Note:  Alfalfa is contra-indicated for those with auto-immune conditions.

How to Grow

Alfalfa is one of the easiest plants to grow.

Soil:  When planting directly into the garden of a container, choose a light, well drained or dry soil in full sun.  In containers a potting mix with loam and low fertilizer is the best choice.  Water regularly.  Alflafa doesn't share well, so plant it in a place of its own with no competition from weeds or other plants.

Jars or Other Containers:  If you don't have appropriate garden or container space in your yard or on a balcony, you can still grow alafala, especially if you prefer just the sprouts.  All you really need is a quart glass jar; use a canning jar if you have one, an old pair of nylons or a bit of screen large enough to cover the mouth of the jar, a piece of string or elastic, water and the seed. 

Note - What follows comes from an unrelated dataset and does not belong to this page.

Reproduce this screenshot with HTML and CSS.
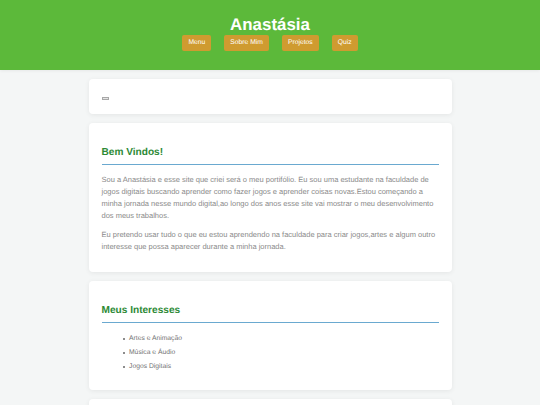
FILE: index.html
```html
<!DOCTYPE html>
<html lang="pt">

<head>
    <meta charset="UTF-8">
    <meta name="viewport" content="width=device-width, initial-scale=1.0">
    <title>Anastásia</title>
    <link rel="stylesheet" href="styles.css">
</head>

<body>
    <header class="site-header">
        <h1>Anastásia</h1>
        <nav class="site-nav">
            <a href="#">Menu</a>
            <a href="#">Sobre Mim</a>
            <a href="#">Projetos</a>
            <a href="#">Quiz</a>
        </nav>
    </header>

    <main class="site-main">
        <section class="card card-image">
            <span class="broken-image"></span>
        </section>

        <section class="card">
            <h2>Bem Vindos!</h2>
            <p>Sou a Anastásia e esse site que criei será o meu portifólio. Eu sou uma estudante na faculdade de jogos digitais buscando aprender como fazer jogos e aprender coisas novas.Estou começando a minha jornada nesse mundo digital,ao longo dos anos esse site vai mostrar o meu desenvolvimento dos meus trabalhos.</p>
            <p>Eu pretendo usar tudo o que eu estou aprendendo na faculdade para criar jogos,artes e algum outro interesse que possa aparecer durante a minha jornada.</p>
        </section>

        <section class="card">
            <h2>Meus Interesses</h2>
            <ul>
                <li>Artes e Animação</li>
                <li>Música e Áudio</li>
                <li>Jogos Digitais</li>
            </ul>
        </section>

        <section class="card"></section>
    </main>
</body>

</html>
```

FILE: styles.css
```css
* {
    margin: 0;
    padding: 0;
    box-sizing: border-box;
}

html,
body {
    height: 405px;
    overflow: hidden;
}

body {
    background: #f4f6f6;
    font-family: "Liberation Sans", Arial, sans-serif;
    font-size: 7.5px;
    line-height: 12.15px;
    color: #8a8a8a;
    text-rendering: geometricPrecision;
}

.site-header {
    height: 70px;
    padding-top: 14px;
    background: #5cb93a;
    box-shadow: 0 1px 3px rgba(0, 0, 0, 0.06);
    text-align: center;
}

.site-header h1 {
    font-size: 16.9px;
    line-height: 21px;
    color: #fff;
}

.site-nav {
    display: flex;
    justify-content: center;
    gap: 13px;
}

.site-nav a {
    padding: 0 6px;
    height: 15.5px;
    background: #cf9b30;
    border-radius: 2px;
    color: #fff;
    font-size: 6.75px;
    line-height: 15.5px;
    text-decoration: none;
}

.site-main {
    width: 363px;
    margin: 9px auto 0;
    display: flex;
    flex-direction: column;
    gap: 9px;
}

.card {
    padding: 14px 13px;
    background: #fff;
    border-radius: 4px;
    box-shadow: 0 1px 5px rgba(0, 0, 0, 0.07);
}

.card-image {
    height: 35px;
    padding-top: 18px;
}

.broken-image {
    display: block;
    width: 7px;
    height: 3px;
    background: #e4e4e4;
    border: 1px solid #a8a8a8;
}

.card h2 {
    margin-top: 8px;
    margin-bottom: 9px;
    padding-bottom: 4px;
    border-bottom: 1px solid #6aa9d0;
    color: #2d8a36;
    font-size: 10.125px;
    line-height: 15px;
}

.card p {
    margin-bottom: 6.5px;
}

.card p:last-child {
    margin-bottom: 4.5px;
}

.card ul {
    padding: 0 0 2px 21.5px;
    list-style: none;
    font-size: 6.75px;
    color: #737373;
}

.card li {
    display: flex;
    align-items: center;
    gap: 4px;
    line-height: 14px;
}

.card li::before {
    content: "";
    width: 2px;
    height: 2px;
    border-radius: 50%;
    background: #666;
}
```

Sort through a couple of tablespoons of seed and make sure that none are damaged.  Place them in the jar and cover them with water to a level of a couple of inches above the seed.  Cover the mouth of the jar with the screen or nylon and secure it with the string or elastic.  Let soak overnight, then empty the water, but leave the seed inside the jar.  Place the jar on its side and roll it to distribute the seeds around the glass as best you can.  Leave the jar on its side.  They want to be warm, but don't need to have the sun yet.

Rinse the sprouts on a daily basis with cool water, but twice a day or more if the weather is hot or the jar begins to smell.  They can be harvested when they're one to two inches long, but need one more step before eating.  Spread them out in a single layer on a tray or plate and leave them in the sun for fifteen to twenty minutes.  This step is necessary to fully release the anzymes and nutrients.